Optimal transport in statistics and Pitman efficient multivariate distribution-free testing

Thu February 3rd 2022, 4:30pm
Nabarun Deb, Columbia

In recent years, the problem of optimal transport (see e.g., Villani, 2003) has received significant attention in statistics and machine learning due to its powerful geometric properties. In this talk, we introduce the optimal transport problem and present concrete applications of this theory in statistics. In particular, we will propose a general framework for distribution-free nonparametric testing in multi-dimensions, based on a notion of "multivariate ranks" defined using the theory of optimal transport. We demonstrate the applicability of this approach by constructing exactly distribution-free tests for two classical nonparametric problems: (i) testing for the equality of two multivariate distributions, and (ii) testing for mutual independence between two random vectors. We investigate the consistency and asymptotic distributions of these tests, both under the null and local contiguous alternatives. We further study their local power and asymptotic (Pitman) efficiency, and show that a subclass of these tests achieve attractive efficiency lower bounds that mimic the remarkable efficiency results of Hodges and Lehmann (1956) and Chernoff and Savage (1958).

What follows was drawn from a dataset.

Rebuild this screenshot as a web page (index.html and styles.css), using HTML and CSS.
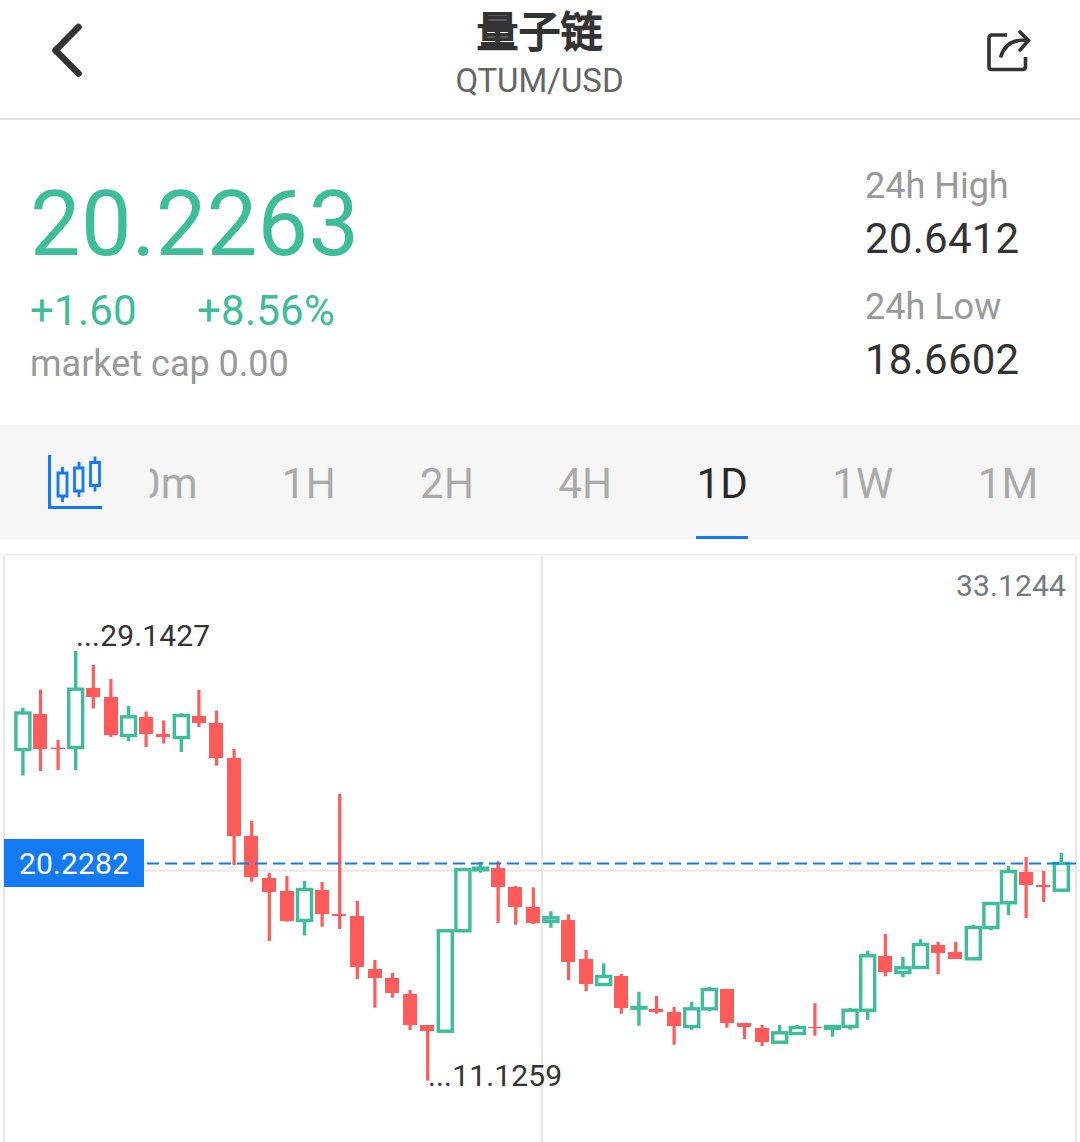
FILE: index.html
```
<!DOCTYPE html>
<html lang="zh-CN">
<head>
  <meta charset="UTF-8">
  <meta name="viewport" content="width=device-width, initial-scale=1.0">
  <title>QTUM/USD</title>
  <link rel="stylesheet" href="styles.css">
</head>
<body>
  <header class="header">
    <svg class="back" width="36" height="60" viewBox="0 0 36 60">
      <path d="M31.500 7 L8.500 30.200 L31.500 53.500"></path>
    </svg>
    <div class="heading">
      <h1>量子链</h1>
      <div class="pair">QTUM/USD</div>
    </div>
    <svg class="share" width="48" height="46" viewBox="0 0 48 46">
      <path d="M22 7 H7 Q4 7 4 10 V38.500 Q4 41.500 7 41.500 H37.500 Q40.500 41.500 40.500 38.500 V29"></path>
      <path d="M15.500 29.500 C19 17 28 11 42 12.500"></path>
      <path d="M35 4 L43.500 12.500 L35 22" stroke-linecap="round"></path>
    </svg>
  </header>

  <section class="quote">
    <div class="quote-main">
      <div class="price">20.2263</div>
      <div class="change">
        <span>+1.60</span>
        <span>+8.56%</span>
      </div>
      <div class="market-cap">market cap 0.00</div>
    </div>
    <div class="range">
      <div class="range-label">24h High</div>
      <div class="range-value">20.6412</div>
      <div class="range-label">24h Low</div>
      <div class="range-value">18.6602</div>
    </div>
  </section>

  <nav class="periods">
    <svg class="chart-type" width="56" height="56" viewBox="0 0 56 56">
      <path d="M2.500 1 V53.500 H55"></path>
      <path class="thin" d="M11 19 H20 V42 H11 Z M15.500 13 V19 M15.500 42 V48 M27.500 14 H36 V37 H27.500 Z M32 8 V14 M32 37 V43 M43.500 8.500 H52.500 V31.500 H43.500 Z M48 2.500 V8.500 M48 31.500 V37.500"></path>
    </svg>
    <div class="tabs">
      <span class="tab">30m</span>
      <span class="tab">1H</span>
      <span class="tab">2H</span>
      <span class="tab">4H</span>
      <span class="tab active">1D</span>
      <span class="tab">1W</span>
      <span class="tab">1M</span>
    </div>
  </nav>

  <svg id="chart" class="chart" width="1080" height="603" viewBox="0 539 1080 603">
    <g class="grid">
      <path class="top" d="M4 554.500 H1076"></path>
      <path d="M4 556 V1142 M542 556 V1142 M1076 556 V1142 M144 870.500 H1080"></path>
    </g>
    <g id="candles"></g>
    <path class="last-line" d="M147 863.500 H1076"></path>
    <rect class="last-tag" x="4" y="839" width="140" height="48"></rect>
    <text class="last-text" x="19" y="874">20.2282</text>
    <text class="axis-text" x="1066" y="596" text-anchor="end">33.1244</text>
    <text class="mark-text" x="76" y="646">...29.1427</text>
    <text class="mark-text" x="428" y="1086">...11.1259</text>
  </svg>

  <script src="chart.js"></script>
</body>
</html>
```
FILE: styles.css
```
body {
  margin: 0;
  width: 1080px;
  height: 1142px;
  overflow: hidden;
  background: #fff;
  color: #333;
  font-family: Roboto, "Noto Sans CJK SC", sans-serif;
}
.header {
  display: flex;
  justify-content: space-between;
  box-sizing: border-box;
  height: 120px;
  padding: 0 47px;
  border-bottom: 2px solid #e4e4e4;
}
.header svg,
.chart-type {
  fill: none;
  stroke: #333;
  flex: none;
}
.back {
  margin-top: 20px;
  stroke-width: 6.6;
  stroke-linecap: round;
  stroke-linejoin: round;
}
.share {
  margin-top: 28px;
  stroke-width: 3.6;
}
.heading {
  text-align: center;
  padding-left: 11px;
}
h1 {
  margin: 3px 0 -2px;
  font-size: 42px;
  line-height: 60px;
  font-weight: normal;
  -webkit-text-stroke: 1.8px #333;
}
.pair {
  font-size: 33px;
  line-height: 40px;
  color: #666;
}
.quote {
  display: flex;
  justify-content: space-between;
  box-sizing: border-box;
  height: 305px;
  padding: 43px 59px 0 30px;
}
.price {
  margin-top: 9px;
  font-size: 90px;
  line-height: 106px;
  letter-spacing: 0.3px;
  color: #3dbd9a;
}
.change {
  display: flex;
  gap: 60px;
  margin-top: 7px;
  font-size: 42px;
  line-height: 52px;
  letter-spacing: 0.25px;
  color: #3dbd9a;
}
.market-cap,
.range-label {
  font-size: 36px;
  line-height: 46px;
  color: #999;
}
.market-cap {
  margin-top: 4px;
}
.range {
  width: 156px;
  white-space: nowrap;
}
.range-value {
  margin: 1px 0 17px;
  font-size: 42px;
  line-height: 57px;
  letter-spacing: 0.25px;
}
.periods {
  display: flex;
  height: 114px;
  background: #f6f6f6;
}
.chart-type {
  margin: 29px 47px 0;
  stroke: #147af3;
  stroke-width: 3;
}
.chart-type .thin {
  stroke-width: 2.8;
}
.tabs {
  display: flex;
  flex: 1;
  justify-content: flex-end;
  gap: 84px;
  padding-right: 41.5px;
  overflow: hidden;
}
.tab {
  box-sizing: border-box;
  height: 114px;
  font-size: 42px;
  line-height: 117px;
  letter-spacing: 0.3px;
  color: #aaa;
}
.tab.active {
  color: #282828;
  border-bottom: 3px solid #147af3;
}
.chart {
  display: block;
  font-size: 30px;
  letter-spacing: 0.15px;
}
.grid path {
  stroke: #e8e8e8;
  stroke-width: 2;
}
.grid .top {
  stroke-width: 1;
}
.up {
  fill: none;
  stroke: #3dbd9a;
  stroke-width: 3.4;
}
.down {
  fill: #ff5b5b;
}
.last-line {
  stroke: #147af3;
  stroke-width: 2.2;
  stroke-dasharray: 12 6;
}
.last-tag {
  fill: #147af3;
}
.last-text {
  fill: #fff;
}
.axis-text {
  fill: #737b80;
}
.mark-text {
  fill: #333;
}
```
FILE: chart.js
```
// direction, high, body top, body bottom, low
const candles = [
  ['up', 707.7, 711.5, 751, 775.5],
  ['down', 689.5, 714, 749, 771],
  ['down', 740, 747.7, 749, 770],
  ['up', 651, 687.7, 749, 770],
  ['down', 665, 688, 697, 708.5],
  ['down', 679, 697, 735, 737],
  ['up', 706, 715.3, 737, 741],
  ['down', 711.5, 717, 734, 747],
  ['down', 720.5, 734, 737, 743.5],
  ['up', 713.5, 714, 739, 752],
  ['down', 690, 716, 723, 727],
  ['down', 710.5, 723, 758, 765.7],
  ['down', 749, 758, 836, 865],
  ['down', 821, 836, 877, 881.7],
  ['down', 873, 878, 892, 941],
  ['down', 876, 891, 921, 921.7],
  ['up', 881, 888, 922, 935.6],
  ['down', 882, 890, 914, 926.7],
  ['down', 793.7, 914, 916, 929],
  ['down', 901, 916, 967, 979],
  ['down', 960, 969, 978, 1007.7],
  ['down', 973, 978, 993, 997.7],
  ['down', 990, 994, 1025, 1030],
  ['down', 1025, 1025, 1031, 1080.7],
  ['up', 929.3, 929.3, 1032.7, 1032.7],
  ['up', 868, 868, 932.3, 932.3],
  ['up', 862, 866.7, 871.3, 872.7],
  ['down', 861.3, 868, 887, 923],
  ['down', 886, 887, 907, 924.7],
  ['down', 887.3, 907, 923, 924],
  ['up', 911.3, 916.3, 923, 927.7],
  ['down', 914.3, 920, 962, 980],
  ['down', 950, 959, 984, 991],
  ['up', 963.3, 975, 986, 986],
  ['down', 974, 976, 1008, 1013.7],
  ['up', 991.7, 1006, 1009.7, 1025.7],
  ['down', 996, 1009, 1012, 1013.7],
  ['down', 1007, 1012, 1026, 1044.7],
  ['up', 1002, 1007.3, 1028, 1029.7],
  ['up', 987, 988, 1010.3, 1011.3],
  ['down', 989, 989, 1023, 1027.7],
  ['down', 1023, 1023, 1027, 1039],
  ['down', 1025, 1028, 1042, 1046],
  ['up', 1025, 1031.3, 1043.7, 1043.7],
  ['up', 1025, 1026, 1035, 1035],
  ['down', 1003.3, 1027, 1028, 1035.7],
  ['up', 1025, 1025, 1029.7, 1036.7],
  ['up', 1008, 1008.7, 1028, 1029.7],
  ['up', 950.7, 954.3, 1011.7, 1019.7],
  ['down', 934, 956, 972, 976.3],
  ['up', 957, 966.3, 974, 977.3],
  ['up', 939.3, 943, 969, 969],
  ['down', 942, 945, 953, 974.3],
  ['down', 942, 952, 959, 959],
  ['up', 925, 926, 960.3, 960.3],
  ['up', 902, 902, 929, 930.3],
  ['up', 866, 870, 904.3, 915],
  ['down', 857, 872, 885, 918],
  ['down', 871, 885, 887, 902],
  ['up', 853, 862, 891.7, 891.7]
];

const START = 22.9;
const STEP = 17.6;

document.getElementById('candles').innerHTML = candles.map(([dir, high, top, bottom, low], i) => {
  const x = START + i * STEP;
  if (dir === 'up') {
    const h = Math.max(bottom - top - 3, 0.5);
    return `<g class="up">
      <path d="M${x} ${high} V${top + 1} M${x} ${bottom - 1} V${low}"></path>
      <rect x="${x - 7}" y="${top + 1.5}" width="14" height="${h}"></rect>
    </g>`;
  }
  return `<g class="down">
    <rect x="${x - 1.6}" y="${high}" width="3.2" height="${low - high}"></rect>
    <rect x="${Math.round(x - 7.3)}" y="${top}" width="14" height="${bottom - top}"></rect>
  </g>`;
}).join('');
```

To the best of our knowledge, these are the first collection of multivariate exactly distribution-free tests that provably achieve such attractive efficiency lower bounds.

Finally, we also study the rates of convergence of the estimated optimal transport maps, which are of pivotal importance in generative modeling, domain adaptation, etc. We will show that the natural plugin estimators for these maps achieve minimax optimal rates of convergence without any tuning parameters.